In applying this lesson to the NCAA tourney pool, I believe that with a large enough pool of contestants (since there are usually 5 or 6 early-round upsets, “large enough” is probably >12), all-favorites sheets are doomed to lose because there is always somebody lucky enough to score on a pick that would otherwise be considered foolish. But then again, that’s the nature of gambling…
One of the points that I think is being missed here is that correctly picking upsets in the first two rounds is largely irrelevant. The objective is not to pick the most number of games right, it’s to amass the most amount of points, and the majority of the points come from picking the teams who advance the furthest.
Most pools are based on a system where the total number of points per round is the same. So for example, the first round has 32 games and each correct pick is worth 1 point.
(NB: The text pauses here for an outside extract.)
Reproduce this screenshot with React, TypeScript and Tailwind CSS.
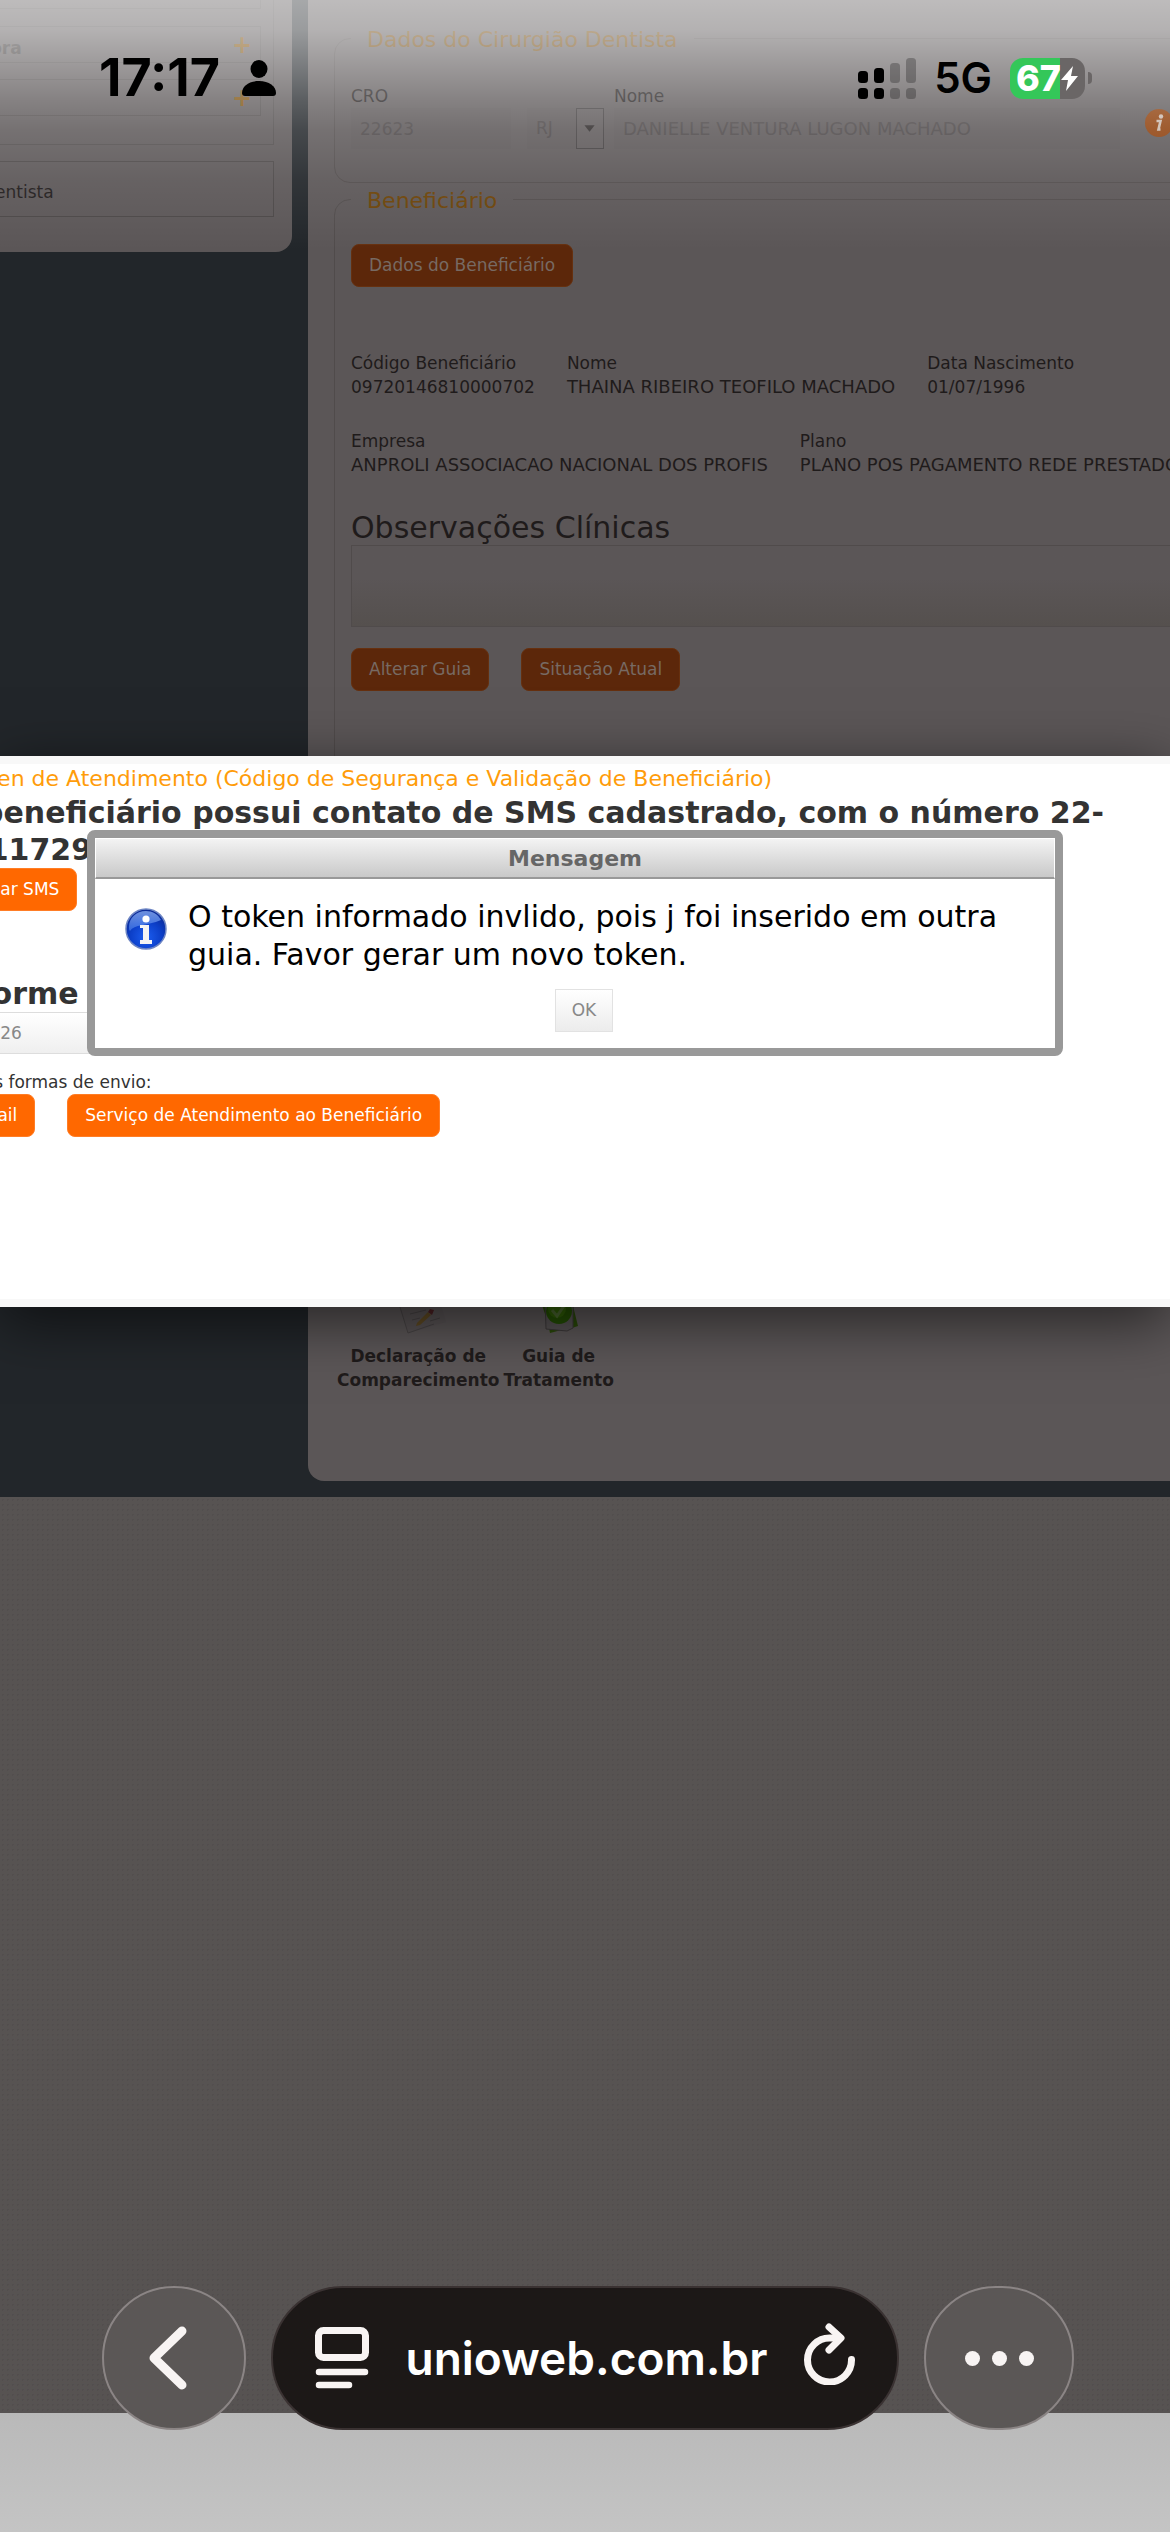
import type { ReactNode } from "react";

const PATIENT_ROWS = [
  [
    { label: "Código Beneficiário", value: "09720146810000702" },
    { label: "Nome", value: "THAINA RIBEIRO TEOFILO MACHADO", caps: true },
    { label: "Data Nascimento", value: "01/07/1996" },
  ],
  [
    { label: "Empresa", value: "ANPROLI ASSOCIACAO NACIONAL DOS PROFIS", caps: true },
    { label: "Plano", value: "PLANO POS PAGAMENTO REDE PRESTADORA", caps: true },
  ],
];

function DimButton({ children }: { children: ReactNode }) {
  return (
    <button
      type="button"
      className="h-[43px] shrink-0 rounded-lg border border-[#66300f] bg-[#5c270a] px-[17px] text-[17px] whitespace-nowrap text-[#776a63]"
    >
      {children}
    </button>
  );
}

function OrangeButton({ children }: { children: ReactNode }) {
  return (
    <button
      type="button"
      className="h-[43px] shrink-0 rounded-lg border border-[#ff7d26] bg-[#ff6800] px-[17px] text-[17px] whitespace-nowrap text-white"
    >
      {children}
    </button>
  );
}

function Sidebar() {
  return (
    <aside className="h-[252px] w-[292px] shrink-0 rounded-br-2xl bg-[#5b5657] pr-[18px] text-[17px]">
      <div className="h-[145px] border-r border-b border-[#4f4b4b] pr-3">
        <div className="h-[9px] border-r border-b border-[#4f4b4b]" />
        <div className="mt-[17px] flex h-[37px] items-center justify-between border border-l-0 border-[#4f4b4b] pr-2">
          <span className="-ml-[80px] pt-2 font-bold text-[#3a3636]">Operadora</span>
          <span className="text-[24px] font-bold text-[#7a4c08]">+</span>
        </div>
        <div className="mt-4 flex h-[37px] items-center justify-end border border-l-0 border-[#4f4b4b] pr-2">
          <span className="text-[24px] font-bold text-[#7a4c08]">+</span>
        </div>
      </div>
      <div className="mt-4 flex h-14 items-center border border-l-0 border-[#4a4646] pt-2">
        <span className="-ml-[18px] text-[#1f1b1b]">Dentista</span>
      </div>
    </aside>
  );
}

function DentistFields() {
  return (
    <fieldset className="-mr-8 rounded-2xl border border-[#504b4b] px-4 pb-[33px]">
      <legend className="px-4 pt-1 text-[22px] leading-7 text-[#6b4206]">
        Dados do Cirurgião Dentista
      </legend>
      <div className="flex pt-[30px]">
        <div className="w-[160px] shrink-0">
          <label htmlFor="cro" className="block text-[17px] leading-6 text-[#1f1b1b]">
            CRO
          </label>
          <input
            id="cro"
            readOnly
            value="22623"
            className="block h-[41px] w-full bg-[#595455] px-[9px] text-[17px] text-[#484344]"
          />
        </div>
        <div className="relative mt-6 ml-4 h-[41px] w-[77px] shrink-0">
          <select
            aria-label="UF"
            className="h-full w-full appearance-none bg-[#595455] pl-[9px] text-[17px] text-[#484344]"
          >
            <option>RJ</option>
          </select>
          <svg
            viewBox="0 0 28 41"
            className="pointer-events-none absolute top-0 right-0 h-[41px] w-7 border border-[#3f3b3c] bg-[#5b5657]"
          >
            <path d="M8 17h11l-5.500 7z" fill="#2b2727" />
          </svg>
        </div>
        <div className="ml-[10px] w-[506px] shrink-0">
          <label htmlFor="nome" className="block text-[17px] leading-6 text-[#1f1b1b]">
            Nome
          </label>
          <input
            id="nome"
            readOnly
            value="DANIELLE VENTURA LUGON MACHADO"
            className="block h-[41px] w-full bg-[#595455] px-[9px] text-[18px] text-[#484344]"
          />
        </div>
        <svg viewBox="0 0 28 28" className="mt-[25px] ml-[25px] size-7 shrink-0">
          <circle cx="14" cy="14" r="14" fill="#8c3c07" />
          <circle cx="16" cy="7.500" r="2.200" fill="#c9b8ac" />
          <path
            d="M11.500 12h4l-2 8.500h2"
            fill="none"
            stroke="#c9b8ac"
            strokeWidth="2.600"
          />
        </svg>
      </div>
    </fieldset>
  );
}

function PatientFields() {
  return (
    <fieldset className="-mr-8 h-[1017px] rounded-2xl border border-[#504b4b] px-4">
      <legend className="px-4 pt-1 text-[22px] leading-7 text-[#6b4206]">
        Beneficiário
      </legend>
      <div className="mt-[29px] flex">
        <DimButton>Dados do Beneficiário</DimButton>
      </div>
      <div className="mt-16 flex flex-col gap-[30px]">
        {PATIENT_ROWS.map((row, i) => (
          <dl key={i} className="flex gap-8">
            {row.map((item) => (
              <div
                key={item.label}
                className="shrink-0 text-[17px] leading-6 whitespace-nowrap text-[#1f1b1b]"
              >
                <dt>{item.label}</dt>
                <dd className={item.caps ? "text-[18px] leading-6" : ""}>{item.value}</dd>
              </div>
            ))}
          </dl>
        ))}
      </div>
      <label
        htmlFor="obs"
        className="mt-[34px] block text-[30px] leading-[34px] text-[#1f1b1b]"
      >
        Observações Clínicas
      </label>
      <textarea
        id="obs"
        readOnly
        className="block h-[82px] w-full resize-none border border-[#504b4b] bg-linear-to-b from-[#5b5657] from-40% to-[#55504e]"
      />
      <div className="mt-[21px] flex gap-8">
        <DimButton>Alterar Guia</DimButton>
        <DimButton>Situação Atual</DimButton>
      </div>
    </fieldset>
  );
}

function Shortcuts() {
  return (
    <div className="mt-[90px] flex gap-1 pr-3 pb-[89px] pl-[3px] text-center text-[17px] leading-6 font-bold text-[#1f1b1b]">
      <a href="#declaracao" className="flex flex-col items-center gap-[10px]">
        <svg viewBox="0 0 60 44" className="h-11 w-[60px]">
          <path d="M8 4 46-6l12 38-38 11z" fill="#585354" />
          <path
            d="M8 4l12 39 26-9M22 24l16-4M24 30l8-2M42 31l10-3"
            fill="none"
            stroke="#484445"
            strokeWidth="1"
          />
          <path d="M29 33l11-11 3 3-11 10-4 1z" fill="#5f4a22" />
          <path d="M40 22l2-3 4 1-2 5z" fill="#4d2023" />
        </svg>
        <span>
          Declaração de
          <br />
          Comparecimento
        </span>
      </a>
      <a href="#guia" className="flex flex-col items-center gap-[10px]">
        <svg viewBox="0 0 48 44" className="h-11 w-12">
          <path d="M6 12l4 12 2-10zM36 8l7 28-6 2zM14 38l16 1-15 4z" fill="#294808" />
          <path d="M10 6h28v32l-6 3-21-2z" fill="#555152" stroke="#3c3839" />
          <circle cx="24" cy="21" r="13" fill="#234d03" />
          <circle cx="22" cy="19" r="9" fill="#2f5c06" />
          <path
            d="M17 20l5 6 9-13"
            fill="none"
            stroke="#4a6530"
            strokeWidth="3"
          />
        </svg>
        <span>
          Guia de
          <br />
          Tratamento
        </span>
      </a>
    </div>
  );
}

function TokenDialog() {
  return (
    <section className="absolute inset-x-0 top-[756px] overflow-hidden border-y-8 border-[#f8f8f8] bg-white pb-[162px] shadow-[0_14px_56px_rgba(0,0,0,0.6)]">
      <div className="-ml-[54px]">
        <h2 className="pl-4 text-[22px] leading-[30px] whitespace-nowrap text-[#ff9c0a]">
          Token de Atendimento (Código de Segurança e Validação de Beneficiário)
        </h2>
        <p className="text-[30px] leading-[37px] font-bold whitespace-nowrap text-[#333]">
          O beneficiário possui contato de SMS cadastrado, com o número 22-
          <br />
          9911729
        </p>
        <div className="flex">
          <OrangeButton>Enviar SMS</OrangeButton>
        </div>
        <label
          htmlFor="token"
          className="mt-16 block text-[30px] leading-[37px] font-bold text-[#333]"
        >
          Informe
        </label>
        <input
          id="token"
          readOnly
          value="000026"
          className="block h-[42px] w-[320px] border border-[#ddd] bg-linear-to-b from-white to-[#efefef] px-[10px] text-[17px] text-[#888]"
        />
        <p className="mt-4 text-[17px] leading-6 text-[#333]">
          Outras formas de envio:
        </p>
        <div className="flex gap-8">
          <OrangeButton>E-mail</OrangeButton>
          <OrangeButton>Serviço de Atendimento ao Beneficiário</OrangeButton>
        </div>
      </div>
    </section>
  );
}

function MessageDialog() {
  return (
    <div
      role="alertdialog"
      aria-labelledby="msg-title"
      className="absolute top-[830px] right-[107px] left-[87px] rounded-lg border-8 border-[#999] bg-white"
    >
      <h2
        id="msg-title"
        className="h-[41px] border border-b-2 border-white border-b-[#999] bg-linear-to-b from-[#f3f3f3] to-[#c9c9c9] text-center text-[22px] leading-10 font-bold text-[#666]"
      >
        Mensagem
      </h2>
      <div className="flex gap-[21px] pt-[19px] pr-7 pl-[30px]">
        <svg viewBox="0 0 42 42" className="mt-[10px] size-[42px] shrink-0">
          <defs>
            <radialGradient id="ball" cx="0.5" cy="0.7" r="0.65">
              <stop offset="0" stopColor="#1c5df0" />
              <stop offset="0.6" stopColor="#0c3fc8" />
              <stop offset="1" stopColor="#0b2b98" />
            </radialGradient>
            <linearGradient id="gloss" x1="0" y1="0" x2="0" y2="1">
              <stop offset="0" stopColor="#8fb2f5" />
              <stop offset="1" stopColor="#3e74e4" />
            </linearGradient>
          </defs>
          <circle cx="21" cy="21" r="20" fill="url(#ball)" stroke="#6e86c4" strokeWidth="1.500" />
          <path
            d="M21 3C11 3 4 10 4 19c0 2 0 3 1 4 4-7 17-5 31-11C33 6 27 3 21 3z"
            fill="url(#gloss)"
            opacity="0.75"
          />
          <circle cx="21" cy="11" r="3.600" fill="#fff" />
          <path d="M15 17h9v15h3v4H15v-4h3V20h-3z" fill="#f4f4f4" />
        </svg>
        <p className="text-[30px] leading-[38px] text-black">
          O token informado invlido, pois j foi inserido em outra guia. Favor gerar um novo token.
        </p>
      </div>
      <div className="flex justify-center pt-[15px] pb-4 pl-[18px]">
        <button
          type="button"
          className="h-[43px] border border-[#e2e2e2] bg-linear-to-b from-white to-[#ececec] px-4 text-[17px] text-[#888]"
        >
          OK
        </button>
      </div>
    </div>
  );
}

function StatusBar() {
  return (
    <div className="absolute inset-x-0 top-0 flex h-[156px] items-center justify-between pr-[78px] pl-[99px] font-['Inter',sans-serif] text-black">
      <div className="flex items-center gap-[22px]">
        <span className="text-[52px] leading-none font-bold">17:17</span>
        <svg viewBox="0 0 34 36" className="h-9 w-[34px]">
          <ellipse cx="17" cy="9" rx="8.500" ry="9" />
          <path d="M0 33C0 26 7 21 17 21s17 5 17 12c0 2-1 3-3 3H3c-2 0-3-1-3-3z" />
        </svg>
      </div>
      <div className="flex items-center gap-[18px]">
        <svg viewBox="0 0 58 41" className="h-[41px] w-[58px]">
          <rect x="0" y="13" width="10" height="12" rx="3.500" />
          <rect x="16" y="10" width="10" height="15" rx="3.500" />
          <rect x="32" y="5" width="10" height="20" rx="3.500" opacity="0.25" />
          <rect x="48" y="0" width="10" height="25" rx="3.500" opacity="0.25" />
          <rect x="0" y="30" width="10" height="11" rx="3.500" />
          <rect x="16" y="30" width="10" height="11" rx="3.500" />
          <rect x="32" y="30" width="10" height="11" rx="3.500" opacity="0.25" />
          <rect x="48" y="30" width="10" height="11" rx="3.500" opacity="0.25" />
        </svg>
        <span className="text-[42px] leading-none font-semibold">5G</span>
        <div className="flex items-center gap-[3px]">
          <div className="flex h-[41px] w-[75px] items-center overflow-hidden rounded-[13px] bg-[linear-gradient(90deg,#34c759_50px,#6a6666_50px)] pl-[6px]">
            <span className="text-[36px] leading-none font-extrabold text-white">67</span>
            <svg viewBox="0 0 17 25" className="h-[25px] w-[17px] shrink-0">
              <path d="M12 0 0 14h7L5 25 17 10h-7z" fill="#fff" />
            </svg>
          </div>
          <div className="h-3 w-1 rounded-r-full bg-[#6a6666]" />
        </div>
      </div>
    </div>
  );
}

function BrowserBar() {
  return (
    <nav className="absolute inset-x-0 bottom-[102px] flex gap-[25px] pr-[96px] pl-[102px] font-['Inter',sans-serif]">
      <button
        type="button"
        aria-label="Voltar"
        className="flex size-36 shrink-0 items-center justify-center rounded-full border-2 border-[#8b8585] bg-[#5b5756]"
      >
        <svg viewBox="0 0 38 64" className="mr-3 h-16 w-[38px]" fill="none">
          <path
            d="M33 5 5 32l28 27"
            stroke="#f8f4f3"
            strokeWidth="9"
            strokeLinecap="round"
            strokeLinejoin="round"
          />
        </svg>
      </button>
      <div className="flex h-36 flex-1 items-center justify-between rounded-full border-2 border-[#3a3232] bg-[#1c1817] pr-[41px] pl-[42px]">
        <svg viewBox="0 0 54 62" className="h-[62px] w-[54px]" fill="none" stroke="#f8f4f3" strokeLinecap="round">
          <rect x="3.500" y="3.500" width="47" height="27" rx="5" strokeWidth="7" />
          <path d="M4 45h46M4 58h30" strokeWidth="6.500" />
        </svg>
        <span className="text-[46px] leading-none font-semibold text-white">
          unioweb.com.br
        </span>
        <button type="button" aria-label="Recarregar" className="mb-2">
          <svg
            viewBox="0 0 52 62"
            className="h-[62px] w-[52px]"
            fill="none"
            stroke="#f8f4f3"
            strokeWidth="7"
            strokeLinecap="round"
            strokeLinejoin="round"
          >
            <path d="M47.500 36.500A22 22 0 1 1 26 15h10" />
            <path d="M25 4l12 11-12 12" />
          </svg>
        </button>
      </div>
      <button
        type="button"
        aria-label="Mais"
        className="flex h-36 w-[150px] shrink-0 items-center justify-center gap-3 rounded-full border-2 border-[#8b8585] bg-[#5b5756]"
      >
        <span className="size-[15px] rounded-full bg-[#f8f4f3]" />
        <span className="size-[15px] rounded-full bg-[#f8f4f3]" />
        <span className="size-[15px] rounded-full bg-[#f8f4f3]" />
      </button>
    </nav>
  );
}

export default function App() {
  return (
    <div className="relative flex min-h-screen flex-col overflow-hidden bg-[#bfbfbf] font-['DejaVu_Sans',Verdana,sans-serif]">
      <main className="flex items-start gap-4 bg-[#22262a] pb-4">
        <Sidebar />
        <div className="min-w-0 flex-1 rounded-bl-2xl bg-[#5b5657] pt-[22px] pl-[26px]">
          <DentistFields />
          <PatientFields />
          <Shortcuts />
        </div>
      </main>

      {/* woven page background */}
      <div className="flex-1 bg-[#575352] bg-[radial-gradient(#524e4e_1px,transparent_1px)] bg-[size:5px_5px]">
        <div className="h-full bg-linear-to-b from-transparent from-50% to-black/25" />
      </div>
      <div className="h-[119px] bg-linear-to-b from-[#b9b9b9] to-[#c4c4c4]" />

      <TokenDialog />
      <MessageDialog />

      {/* light haze behind the status bar */}
      <div className="pointer-events-none absolute inset-x-0 top-0 h-[250px] bg-[linear-gradient(rgba(255,255,255,0.6),rgba(255,255,255,0.54)_30px,rgba(255,255,255,0.42)_60px,rgba(255,255,255,0.26)_100px,rgba(255,255,255,0.16)_130px,rgba(255,255,255,0.07)_180px,transparent)]" />
      <StatusBar />
      <BrowserBar />
    </div>
  );
}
The 16 games in the second round are each worth 2 points, and so on.
If you miss half of the picks in the first two rounds but get the rest right, you’ll have a huge points advantage over somebody who gets all of the picks right for the first sixty games and misses the final four (160-128).
If you want to optimize your strategy by picking underdogs, don’t worry about which number 11 seeds can beat a number 6 – figure out which 2, 3, or 4 seed is likely to reach the final four.